Caixa d´água no campus da Ufersa em Mossoró Foto: Bruno Ernesto)

Caixa d´água no campus da Ufersa em Mossoró Foto: Bruno Ernesto)

Eram os Deuses astronautas?

Todos nós, indistintamente – sim -, ao menos uma vez na vida, já se perguntou se, de fato, estamos sós no universo.

Muito além de uma questão filosófica, ou mesmo de cosmovisão, no fundo, tem quem não acredite, mas não duvida.

A bem da verdade, certamente você pode ter alguma simpatia por astrologia. Talvez seja a gênese da dúvida.

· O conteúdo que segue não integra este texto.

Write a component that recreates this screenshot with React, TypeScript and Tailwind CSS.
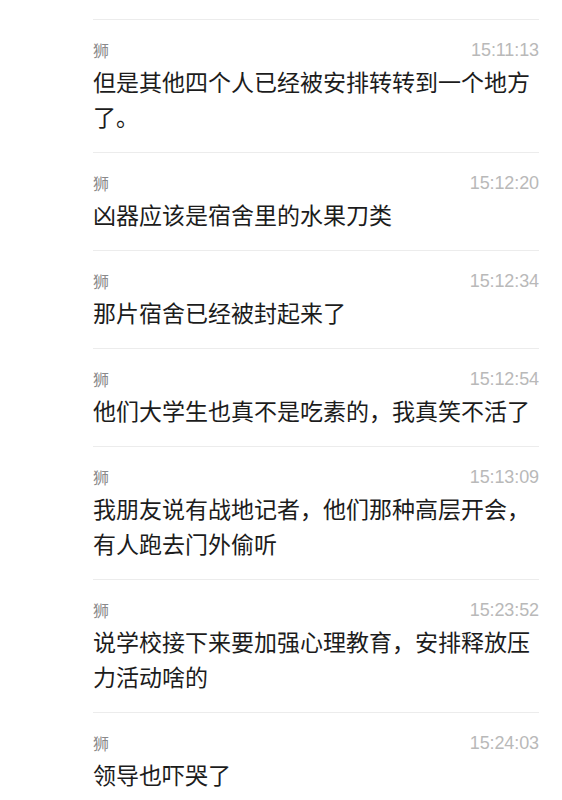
import React, { FC } from "react";

type Msg = {
    name: string;
    time: string;
    text: string;
};

const mensajes: Msg[] = [
    { name: "狮", time: "15:11:13", text: "但是其他四个人已经被安排转转到一个地方了。" },
    { name: "狮", time: "15:12:20", text: "凶器应该是宿舍里的水果刀类" },
    { name: "狮", time: "15:12:34", text: "那片宿舍已经被封起来了" },
    { name: "狮", time: "15:12:54", text: "他们大学生也真不是吃素的，我真笑不活了" },
    { name: "狮", time: "15:13:09", text: "我朋友说有战地记者，他们那种高层开会，有人跑去门外偷听" },
    { name: "狮", time: "15:23:52", text: "说学校接下来要加强心理教育，安排释放压力活动啥的" },
    { name: "狮", time: "15:24:03", text: "领导也吓哭了" },
];

const Item: FC<{ msg: Msg }> = ({ msg }) => {
    return (
        <div className="border-t border-[#ececec] pt-[18px] pb-[18px]">
            <div className="flex justify-between items-center h-[24px]">
                <span className="text-[16px] text-[#8a8a8a] font-['Noto_Sans_CJK_SC',sans-serif]">
                    {msg.name}
                </span>
                <span className="text-[18px] text-[#b9b9b9] font-['Liberation_Sans',sans-serif] tracking-[-0.1px]">
                    {msg.time}
                </span>
            </div>
            <div className="mt-[2px] text-[23px] leading-[35px] text-[#1c1c1c] font-['Noto_Sans_CJK_SC',sans-serif]">
                {msg.text}
            </div>
        </div>
    );
};

const App: FC = () => {
    return (
        <div className="w-[562px] h-[800px] bg-white overflow-hidden pt-[19px] pl-[93px] pr-[23px]">
            {mensajes.map((m, i) => (
                <Item msg={m} key={i} />
            ))}
        </div>
    );
};

export default App;
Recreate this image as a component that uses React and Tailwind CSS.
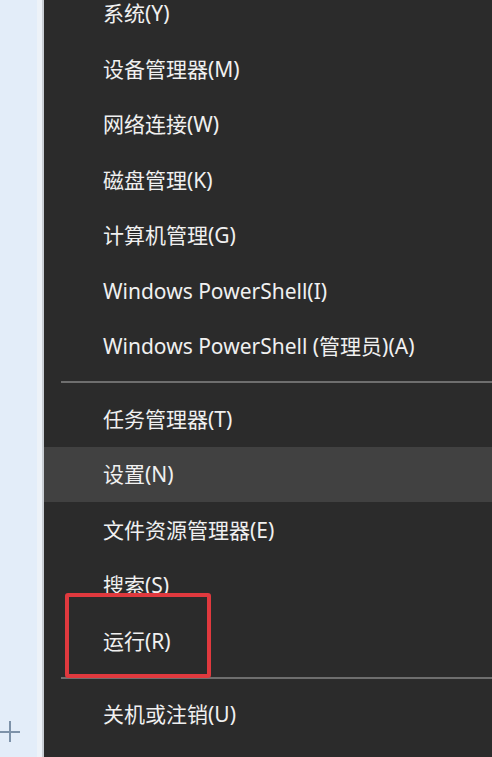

Embora a pergunta aparentemente conduza a uma resposta científica, talvez a dúvida seja o seu maior segredo.

Quando surgem boatos de avistamentos de fenômenos e objetos inexplicáveis, parece que essa dúvida reacende como um rastilho de pólvora.

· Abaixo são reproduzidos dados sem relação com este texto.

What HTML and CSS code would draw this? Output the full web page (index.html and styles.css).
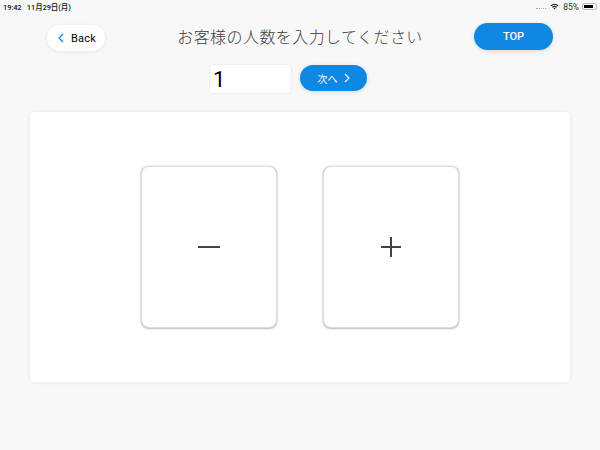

Com o avança da inteligência artificial na manipulação e criação de imagens, ficou praticamente impossível frear qualquer tipo argumento sobre a veracidade ou não desses fenômenos.

Melhor, portanto, seria deixar que a imaginação siga o seu curso natural, especialmente na ficção científica, quer seja na literatura ou no cinema. Estamos todos cansados da realidade. Aliás, para quê tanta realidade?

Desde que me entendo por gente, avisto uma caixa d´água localizada no campus da Ufersa, erguida praticamente em frente ao antigo clube Scream, local onde os professores da antiga Esam frequentavam todos os finais de semana e, com os amigos e familiares, tinham num momento de lazer na Mossoró das décadas de 1980 e 1990.

Contava os dias da semana para poder ir tomar banho de piscina, mas também aguardava esse dia para poder olhar novamente aquela enorme caixa d ´água, num formato de disco voador, posta numa única coluna de concreto e a pintura caiada já toda desbotada, dando-lhe um aspecto ainda mais sinistro quando saíamos no final do dia, e mais pavoroso ainda, à noite.

No auge dos meus oito ou dez anos, aquela imagem não me apavorava. Pelo contrário, ficava impressionado, ainda mais quando vivíamos a febre do filme ET, de Steven Spielberg.

Naquele tempo, aquela caixa d´água de formato incomum, ficava praticamente solta ali, no meio do nada, e meio que surgia como que sobrevoando todo aquele matagal da Ufersa, como se em busca de abduzir quem ali passasse.

Nesses quarenta anos, a pintura está exatamente como na minha infância.do mesmo jeito e, embora hoje a minha mente tenha um pouco mais de lógica – apenas para parte do dia -, sempre quando passo por ela tenho aquela mesma impressão de outrora. Especialmente à noite.

Zé Ramalho, não está de um todo errado ao dizer que muita gente vai “Rebuscando a consciência com medo de viajar. Até o meio da cabeça do cometa. Girando na carrapeta no jogo de improvisar. Entrecortando, eu sigo dentro a linha reta Eu tenho a palavra certa pra doutor não reclamar. Não reclamar!”

A bem da verdade, melhor não duvidar.